Nor is this state of affairs endemic to only one set of ideals. It is tempting to say that only one's opponents lie, that only they are misled, because this reinforces our existing belief structures. Our own comfortable lies naturally form an illusionary bedrock, upon which we lay the foundations of our politics.
It's not that no one is lying to us, or that everyone lies. It's that everyone wants the facts to speak only in their own favor.
Like children on the playground after a fight; each with a story either carefully or hastily fabricated to take what little is actually known, and portray it as best suits their own desired ends. Getting someone else in trouble, pointing the finger, avoiding the blame.
As we age, as we absorb and emit more information, the same schoolyard mentality persists, merely growing more complex. And why should it not? Who can read everything about anything? Even if they did, they would only have the totality of the views and knowledge passed on from those whom they've read and heard from.

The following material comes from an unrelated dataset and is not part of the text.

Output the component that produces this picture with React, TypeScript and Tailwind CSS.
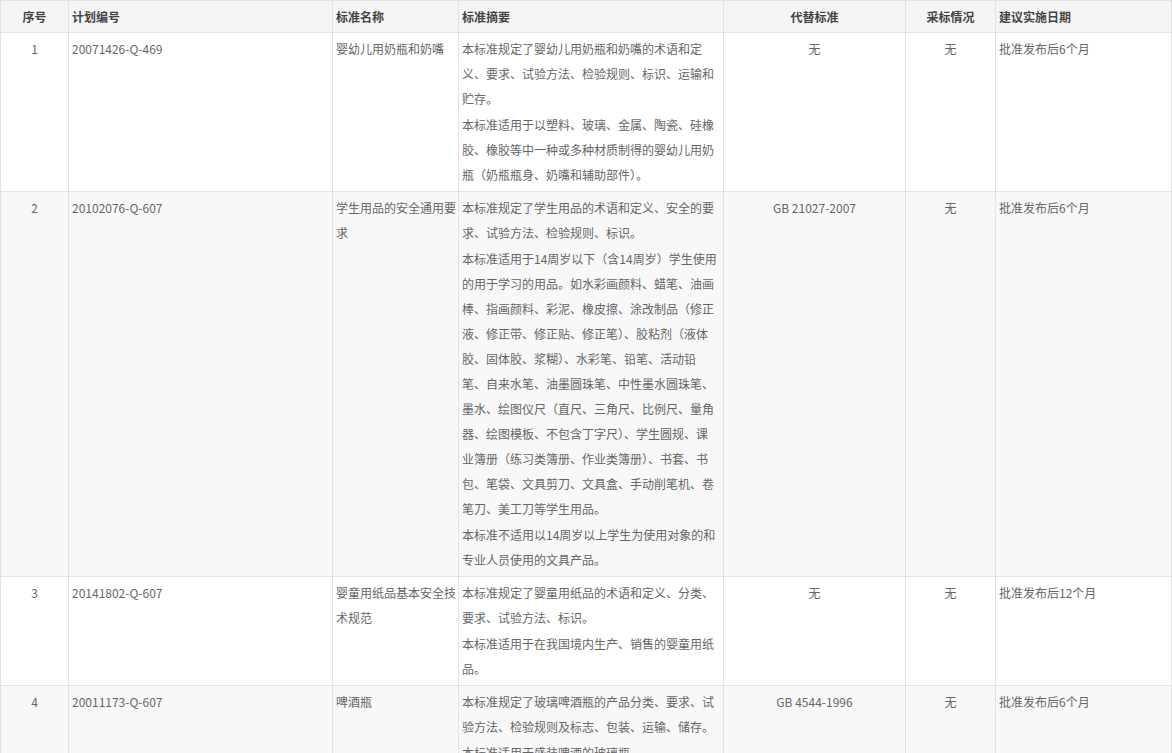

It is not even that everyone is equally wrong or right. It is that most people can't really be bothered to try and find out which is which.
And why should they, when there are so many bloggers and reporters and commentators and politicians with fingers ready to point in whichever direction is preferred?
In an age where all the world's data seems at our beck and call, we would rather give up and hand the reins to someone else.
Someone we trust. Because they'd never be wrong. If they were...we wouldn't listen to them.